TASK: Reproduce the listing word for word, leaving every picture behind.

──────────────────────────────

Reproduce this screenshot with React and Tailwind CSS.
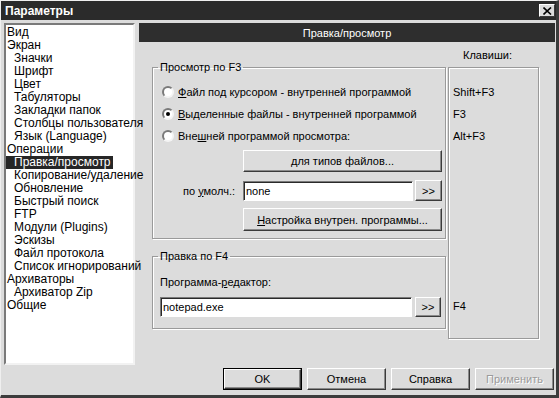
import React from "react";

const items = [
  ["Вид", 0], ["Экран", 0], ["Значки", 1], ["Шрифт", 1], ["Цвет", 1], ["Табуляторы", 1],
  ["Закладки папок", 1], ["Столбцы пользователя", 1], ["Язык (Language)", 1], ["Операции", 0],
  ["Правка/просмотр", 1, true], ["Копирование/удаление", 1], ["Обновление", 1], ["Быстрый поиск", 1],
  ["FTP", 1], ["Модули (Plugins)", 1], ["Эскизы", 1], ["Файл протокола", 1],
  ["Список игнорирований", 1], ["Архиваторы", 0], ["Архиватор Zip", 1], ["Общие", 0],
];

function Radio({ checked }) {
  return (
    <span className="w-[12px] h-[12px] rounded-full bg-white border-2 border-t-[#7a7a7a] border-l-[#7a7a7a] border-r-[#f4f4f4] border-b-[#f4f4f4] flex items-center justify-center shrink-0">
      {checked && <span className="w-[4px] h-[4px] rounded-full bg-black" />}
    </span>
  );
}

function Btn({ children, className }) {
  return (
    <div className={"flex items-center justify-center bg-[#dcdcdc] border border-t-white border-l-white border-r-[#3a3a3a] border-b-[#3a3a3a] shadow-[inset_-1px_-1px_0_#8a8a8a] " + className}>
      {children}
    </div>
  );
}

function Input({ children, className }) {
  return (
    <div className={"flex items-center bg-white border border-t-[#7a7a7a] border-l-[#7a7a7a] border-r-white border-b-white shadow-[inset_1px_1px_0_#2a2a2a] pl-[2px] " + className}>
      {children}
    </div>
  );
}

export default function App() {
  return (
    <div className="w-[559px] h-[398px] bg-[#dcdcdc] border-t border-l border-t-[#efefef] border-l-[#efefef] border-r-[3px] border-b-[3px] border-r-[#3c3c3c] border-b-[#3c3c3c] flex flex-col font-['Liberation_Sans',Arial,sans-serif] text-[11px] text-black leading-[14px] overflow-hidden">
      {/* title bar */}
      <div className="h-[19px] bg-[#2b2b2b] flex items-center justify-between pl-[4px] pr-[1px] shrink-0">
        <span className="text-white font-bold text-[12px]">Параметры</span>
        <div className="w-[16px] h-[13px] bg-[#dcdcdc] border border-t-white border-l-white border-r-[#3a3a3a] border-b-[#3a3a3a] flex items-center justify-center">
          <svg width="9" height="8" viewBox="0 0 9 8">
            <path d="M0.5 0.5 L8 7.5 M8 0.5 L0.5 7.5" stroke="#000" strokeWidth="1.6" />
          </svg>
        </div>
      </div>

      {/* body */}
      <div className="flex mt-[3px] pl-[3px] pr-[1px] h-[342px] shrink-0">
        {/* tree */}
        <div className="w-[131px] h-[342px] bg-white border-2 border-t-[#7a7a7a] border-l-[#7a7a7a] border-r-[#f2f2f2] border-b-[#f2f2f2] pt-[1px] shrink-0 text-[12px]">
          {items.map(([t, ind, sel]) => (
            <div key={t} className="h-[13px] leading-[13px] whitespace-nowrap">
              <span className={(sel ? "bg-[#262626] text-white " : "") + (ind ? "pl-[8px] " : "pl-[1px] ") + "pr-[2px] inline-block h-[13px]"}>{t}</span>
            </div>
          ))}
        </div>

        {/* right panel */}
        <div className="ml-[4px] flex-1 flex flex-col">
          <div className="h-[19px] bg-[#2e2e2e] text-white flex items-center justify-center shrink-0">Правка/просмотр</div>
          <div className="flex pl-[13px]">
            {/* groups */}
            <div className="w-[294px] flex flex-col shrink-0">
              <fieldset className="mt-[18px] h-[179px] border border-[#9a9a9a] shadow-[1px_1px_0_#fff,inset_1px_1px_0_#fff] m-0 p-0 min-w-0">
                <legend className="ml-[5px] px-[2px] leading-[14px]">Просмотр по F3</legend>
                <div className="pt-[7px] flex flex-col">
                  <div className="h-[22px] flex items-center pl-[9px] gap-[4px]">
                    <Radio />
                    <span><u>Ф</u>айл под курсором - внутренней программой</span>
                  </div>
                  <div className="h-[22px] flex items-center pl-[9px] gap-[4px]">
                    <Radio checked />
                    <span><u>В</u>ыделенные файлы - внутренней программой</span>
                  </div>
                  <div className="h-[22px] flex items-center pl-[9px] gap-[4px]">
                    <Radio />
                    <span>Вне<u>ш</u>ней программой просмотра:</span>
                  </div>
                  <Btn className="mt-[3px] ml-[90px] w-[199px] h-[22px]">для типов файлов...</Btn>
                  <div className="mt-[8px] h-[21px] flex items-center">
                    <span className="w-[82px] text-right">по <u>у</u>молч.:</span>
                    <Input className="ml-[8px] w-[170px] h-[20px]">none</Input>
                    <Btn className="ml-[2px] w-[27px] h-[21px]">&gt;&gt;</Btn>
                  </div>
                  <Btn className="mt-[7px] ml-[90px] w-[199px] h-[23px]"><span><u>Н</u>астройка внутрен. программы...</span></Btn>
                </div>
              </fieldset>

              <fieldset className="mt-[10px] h-[80px] border border-[#9a9a9a] shadow-[1px_1px_0_#fff,inset_1px_1px_0_#fff] m-0 p-0 min-w-0">
                <legend className="ml-[5px] px-[2px] leading-[14px]">Правка по F4</legend>
                <div className="flex flex-col">
                  <div className="mt-[12px] pl-[7px] h-[14px]">Программа-<u>р</u>едактор:</div>
                  <div className="mt-[8px] flex items-center pl-[7px]">
                    <Input className="w-[252px] h-[20px]">notepad.exe</Input>
                    <Btn className="ml-[3px] w-[26px] h-[20px]">&gt;&gt;</Btn>
                  </div>
                </div>
              </fieldset>
            </div>

            {/* keys */}
            <div className="ml-[2px] w-[91px] flex flex-col shrink-0">
              <div className="mt-[6px] pl-[15px] h-[14px]">Клавиши:</div>
              <div className="mt-[5px] h-[272px] border border-[#9a9a9a] shadow-[1px_1px_0_#fff,inset_1px_1px_0_#fff] pt-[13px] pl-[4px] flex flex-col">
                <div className="h-[22px] flex items-center">Shift+F3</div>
                <div className="h-[22px] flex items-center">F3</div>
                <div className="h-[22px] flex items-center">Alt+F3</div>
                <div className="mt-[148px] h-[22px] flex items-center">F4</div>
              </div>
            </div>
          </div>
        </div>
      </div>

      {/* bottom buttons */}
      <div className="mt-[3px] flex justify-end gap-[5px] pr-[2px]">
        <div className="w-[79px] h-[22px] border border-black">
          <Btn className="w-full h-full">OK</Btn>
        </div>
        <Btn className="w-[79px] h-[22px]">Отмена</Btn>
        <Btn className="w-[79px] h-[22px]">Справка</Btn>
        <Btn className="w-[79px] h-[22px] text-[#9a9a9a] [text-shadow:1px_1px_0_#fff]">Применить</Btn>
      </div>
    </div>
  );
}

──────────────────────────────

ANSWER TO THIS PROBLEM:
Reproduce this screenshot with React and Tailwind CSS.
import React from "react";

const items = [
  ["Вид", 0], ["Экран", 0], ["Значки", 1], ["Шрифт", 1], ["Цвет", 1], ["Табуляторы", 1],
  ["Закладки папок", 1], ["Столбцы пользователя", 1], ["Язык (Language)", 1], ["Операции", 0],
  ["Правка/просмотр", 1, true], ["Копирование/удаление", 1], ["Обновление", 1], ["Быстрый поиск", 1],
  ["FTP", 1], ["Модули (Plugins)", 1], ["Эскизы", 1], ["Файл протокола", 1],
  ["Список игнорирований", 1], ["Архиваторы", 0], ["Архиватор Zip", 1], ["Общие", 0],
];

function Radio({ checked }) {
  return (
    <span className="w-[12px] h-[12px] rounded-full bg-white border-2 border-t-[#7a7a7a] border-l-[#7a7a7a] border-r-[#f4f4f4] border-b-[#f4f4f4] flex items-center justify-center shrink-0">
      {checked && <span className="w-[4px] h-[4px] rounded-full bg-black" />}
    </span>
  );
}

function Btn({ children, className }) {
  return (
    <div className={"flex items-center justify-center bg-[#dcdcdc] border border-t-white border-l-white border-r-[#3a3a3a] border-b-[#3a3a3a] shadow-[inset_-1px_-1px_0_#8a8a8a] " + className}>
      {children}
    </div>
  );
}

function Input({ children, className }) {
  return (
    <div className={"flex items-center bg-white border border-t-[#7a7a7a] border-l-[#7a7a7a] border-r-white border-b-white shadow-[inset_1px_1px_0_#2a2a2a] pl-[2px] " + className}>
      {children}
    </div>
  );
}

export default function App() {
  return (
    <div className="w-[559px] h-[398px] bg-[#dcdcdc] border-t border-l border-t-[#efefef] border-l-[#efefef] border-r-[3px] border-b-[3px] border-r-[#3c3c3c] border-b-[#3c3c3c] flex flex-col font-['Liberation_Sans',Arial,sans-serif] text-[11px] text-black leading-[14px] overflow-hidden">
      {/* title bar */}
      <div className="h-[19px] bg-[#2b2b2b] flex items-center justify-between pl-[4px] pr-[1px] shrink-0">
        <span className="text-white font-bold text-[12px]">Параметры</span>
        <div className="w-[16px] h-[13px] bg-[#dcdcdc] border border-t-white border-l-white border-r-[#3a3a3a] border-b-[#3a3a3a] flex items-center justify-center">
          <svg width="9" height="8" viewBox="0 0 9 8">
            <path d="M0.5 0.5 L8 7.5 M8 0.5 L0.5 7.5" stroke="#000" strokeWidth="1.6" />
          </svg>
        </div>
      </div>

      {/* body */}
      <div className="flex mt-[3px] pl-[3px] pr-[1px] h-[342px] shrink-0">
        {/* tree */}
        <div className="w-[131px] h-[342px] bg-white border-2 border-t-[#7a7a7a] border-l-[#7a7a7a] border-r-[#f2f2f2] border-b-[#f2f2f2] pt-[1px] shrink-0 text-[12px]">
          {items.map(([t, ind, sel]) => (
            <div key={t} className="h-[13px] leading-[13px] whitespace-nowrap">
              <span className={(sel ? "bg-[#262626] text-white " : "") + (ind ? "pl-[8px] " : "pl-[1px] ") + "pr-[2px] inline-block h-[13px]"}>{t}</span>
            </div>
          ))}
        </div>

        {/* right panel */}
        <div className="ml-[4px] flex-1 flex flex-col">
          <div className="h-[19px] bg-[#2e2e2e] text-white flex items-center justify-center shrink-0">Правка/просмотр</div>
          <div className="flex pl-[13px]">
            {/* groups */}
            <div className="w-[294px] flex flex-col shrink-0">
              <fieldset className="mt-[18px] h-[179px] border border-[#9a9a9a] shadow-[1px_1px_0_#fff,inset_1px_1px_0_#fff] m-0 p-0 min-w-0">
                <legend className="ml-[5px] px-[2px] leading-[14px]">Просмотр по F3</legend>
                <div className="pt-[7px] flex flex-col">
                  <div className="h-[22px] flex items-center pl-[9px] gap-[4px]">
                    <Radio />
                    <span><u>Ф</u>айл под курсором - внутренней программой</span>
                  </div>
                  <div className="h-[22px] flex items-center pl-[9px] gap-[4px]">
                    <Radio checked />
                    <span><u>В</u>ыделенные файлы - внутренней программой</span>
                  </div>
                  <div className="h-[22px] flex items-center pl-[9px] gap-[4px]">
                    <Radio />
                    <span>Вне<u>ш</u>ней программой просмотра:</span>
                  </div>
                  <Btn className="mt-[3px] ml-[90px] w-[199px] h-[22px]">для типов файлов...</Btn>
                  <div className="mt-[8px] h-[21px] flex items-center">
                    <span className="w-[82px] text-right">по <u>у</u>молч.:</span>
                    <Input className="ml-[8px] w-[170px] h-[20px]">none</Input>
                    <Btn className="ml-[2px] w-[27px] h-[21px]">&gt;&gt;</Btn>
                  </div>
                  <Btn className="mt-[7px] ml-[90px] w-[199px] h-[23px]"><span><u>Н</u>астройка внутрен. программы...</span></Btn>
                </div>
              </fieldset>

              <fieldset className="mt-[10px] h-[80px] border border-[#9a9a9a] shadow-[1px_1px_0_#fff,inset_1px_1px_0_#fff] m-0 p-0 min-w-0">
                <legend className="ml-[5px] px-[2px] leading-[14px]">Правка по F4</legend>
                <div className="flex flex-col">
                  <div className="mt-[12px] pl-[7px] h-[14px]">Программа-<u>р</u>едактор:</div>
                  <div className="mt-[8px] flex items-center pl-[7px]">
                    <Input className="w-[252px] h-[20px]">notepad.exe</Input>
                    <Btn className="ml-[3px] w-[26px] h-[20px]">&gt;&gt;</Btn>
                  </div>
                </div>
              </fieldset>
            </div>

            {/* keys */}
            <div className="ml-[2px] w-[91px] flex flex-col shrink-0">
              <div className="mt-[6px] pl-[15px] h-[14px]">Клавиши:</div>
              <div className="mt-[5px] h-[272px] border border-[#9a9a9a] shadow-[1px_1px_0_#fff,inset_1px_1px_0_#fff] pt-[13px] pl-[4px] flex flex-col">
                <div className="h-[22px] flex items-center">Shift+F3</div>
                <div className="h-[22px] flex items-center">F3</div>
                <div className="h-[22px] flex items-center">Alt+F3</div>
                <div className="mt-[148px] h-[22px] flex items-center">F4</div>
              </div>
            </div>
          </div>
        </div>
      </div>

      {/* bottom buttons */}
      <div className="mt-[3px] flex justify-end gap-[5px] pr-[2px]">
        <div className="w-[79px] h-[22px] border border-black">
          <Btn className="w-full h-full">OK</Btn>
        </div>
        <Btn className="w-[79px] h-[22px]">Отмена</Btn>
        <Btn className="w-[79px] h-[22px]">Справка</Btn>
        <Btn className="w-[79px] h-[22px] text-[#9a9a9a] [text-shadow:1px_1px_0_#fff]">Применить</Btn>
      </div>
    </div>
  );
}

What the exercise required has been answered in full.